To do justice to its mission as a public institution, the school campus also incorporates a public theater that seats nearly 1,000 visitors, a facility that has previously been missing in downtown Los Angeles’ cultural offer. The school is organized into four academies and comprises seven buildings: the theater building, library, cafeteria, and four classroom buildings — one for each of the artistic disciplines taught there.
The design concept was to employ architectural signs to communicate the Los Angeles community’s commitment to art. The point of departure for the urban arrangement of the buildings was the central and visually exposed location of the site, at the intersection of Grand Avenue and the 101 Freeway — one of the most heavily traveled roads crossing downtown Los Angeles. The orthogonal layout of the four classroom buildings gains additional spatial tension through the placement of the library building, the lobby and the theater tower – each acting like pieces on a chessboard. These three structures supplement the programs of the school by adding a pubic dimension to it, thus transforming the dynamics of the campus and creating new relationships to the city, both programmatically and physically.
The urban design strategy is based on the game of chess: a metaphor for a city in which buildings act as “agents” charged with “moves”, and have the potential to transform the urban landscape.
The four classroom buildings mark the orthogonal spatial boundaries of the schoolyards. Each of the functional bar-shaped constructions houses an academy with classrooms, studios, workshops and administrative spaces. They all follow a double-loaded organization along a central corridor that also functions as a gallery. The generous stairways offer vantage points for lingering and orientation.
The library is placed centrally, in the middle of the schoolyard, as a symbol for learning and knowledge. The structure in the shape of a tilted truncated cone is illuminated by natural light entering through a round skylight, which provides the interior with an atmosphere of contemplation and concentration. Through its angled and diagonal orientation relative to the classroom buildings, this circular building influences the visual relationships and the flow of movement through the campus.

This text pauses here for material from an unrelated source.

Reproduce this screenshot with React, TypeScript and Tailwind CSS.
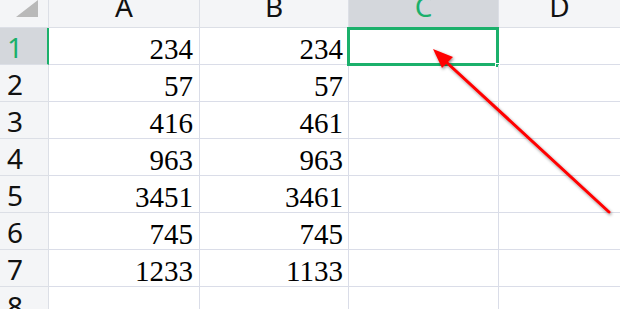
import React from "react";

const colA = ["234", "57", "416", "963", "3451", "745", "1233", ""];
const colB = ["234", "57", "461", "963", "3461", "745", "1133", ""];

const hdrFont = { fontFamily: '"Noto Sans", "Open Sans", sans-serif' };
const cellFont = { fontFamily: '"Liberation Serif", "DejaVu Serif", serif' };

export default function App() {
  return (
    <div className="relative w-[620px] h-[309px] overflow-hidden bg-white">
      <div className="grid grid-cols-[49px_151px_149px_150px_1fr] grid-rows-[28px_repeat(8,37px)]">
        {/* corner */}
        <div className="relative bg-[#f4f5f7] border-r border-b border-[#dcdfe6]">
          <svg className="absolute left-[16px] top-0" width="23" height="18" viewBox="0 0 23 18">
            <polygon points="0,17 22,17 22,0" fill="#b9b9b9" />
          </svg>
        </div>
        {["A", "B", "C", "D"].map((l) => (
          <div
            key={l}
            className={`flex items-end justify-center border-b border-[#dcdfe6] ${
              l === "C" ? "bg-[#d4d7dc] text-[#1bb06b]" : "bg-[#f4f5f7] text-[#111]"
            } ${l !== "D" ? "border-r" : ""}`}
            style={hdrFont}
          >
            <span className="text-[28px] leading-none mb-[7px]">{l}</span>
          </div>
        ))}
        {colA.map((a, i) => {
          const sel = i === 0;
          return (
            <React.Fragment key={i}>
              <div
                className={`flex items-start pl-[7px] border-b border-[#dcdfe6] ${
                  sel
                    ? "bg-[#d4d7dc] text-[#1bb06b] border-r-2 border-r-[#1bb06b]"
                    : "bg-[#f4f5f7] text-[#111] border-r border-r-[#dcdfe6]"
                }`}
                style={hdrFont}
              >
                <span className="text-[28px] leading-none mt-[5px]">{i + 1}</span>
              </div>
              <div
                className="flex items-start justify-end pr-[6px] border-r border-b border-[#dadde8] text-black"
                style={cellFont}
              >
                <span className="text-[29px] leading-none mt-[7px]">{a}</span>
              </div>
              <div
                className="flex items-start justify-end pr-[5px] border-r border-b border-[#dadde8] text-black"
                style={cellFont}
              >
                <span className="text-[29px] leading-none mt-[7px]">{colB[i]}</span>
              </div>
              <div className="relative border-r border-b border-[#dadde8]">
                {sel && (
                  <>
                    <div className="absolute left-[-2px] top-[-1px] w-[152px] h-[39px] border-[3px] border-[#1bb06b]" />
                    <div className="absolute left-[146px] top-[35px] w-[5px] h-[5px] bg-[#1bb06b] border border-white" />
                  </>
                )}
              </div>
              <div className="border-b border-[#dadde8]" />
            </React.Fragment>
          );
        })}
      </div>
      {/* arrow */}
      <svg className="absolute inset-0 pointer-events-none" width="620" height="309" viewBox="0 0 620 309">
        <defs>
          <filter id="sh" x="-20%" y="-20%" width="140%" height="140%">
            <feDropShadow dx="1" dy="1.5" stdDeviation="1.5" floodColor="#000" floodOpacity="0.45" />
          </filter>
        </defs>
        <g filter="url(#sh)">
          <line x1="609" y1="212" x2="444" y2="60" stroke="#ff0000" strokeWidth="3" strokeLinecap="round" />
          <polygon points="433,49 453,57 442,68" fill="#ff0000" />
        </g>
      </svg>
    </div>
  );
}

In addition to its emblematic entrance through the public lobby, which also provides direct access to the theater, the school’s main entrance is located at the intersection of Grand Avenue and Cesar Chavez Avenue, facing the city. From there, a 24-meter-wide outdoor flight of stairs, framed by two of the bar-shaped buildings, leads to the school’s central courtyard, with the conical library in the middle, and the theater and tower in the background — symbolically setting the stage to one of the most important phases in the students’ lives and education.
The theater complex for the performing arts consists of a foyer, a main auditorium with orchestra pit, a stage and fly tower, a backstage, the Black Box Theater, a scenery workshop and an amphitheater with a staging area. In addition to its use for educational purposes, the theater — which is suitable both for drama (spoken word) and performances with electronically amplified music or orchestral concerts – is open to the public and can also be rented by other institutions, thus providing the school with additional income.
A tower with a spiral ramp in the shape of the number nine rises above the theater’s fly tower and serves as a widely visible symbol for art in the city.
By virtue of its central location, the school becomes part of an ensemble of cultural institutions along the Grand Avenue cultural corridor, and takes its place among the cultural institutions of the area, namely the Walt Disney Concert Hall, the Music Center, the Colburn School, the Museum of Contemporary Art (MOCA), and the Cathedral of Our Lady of the Angels.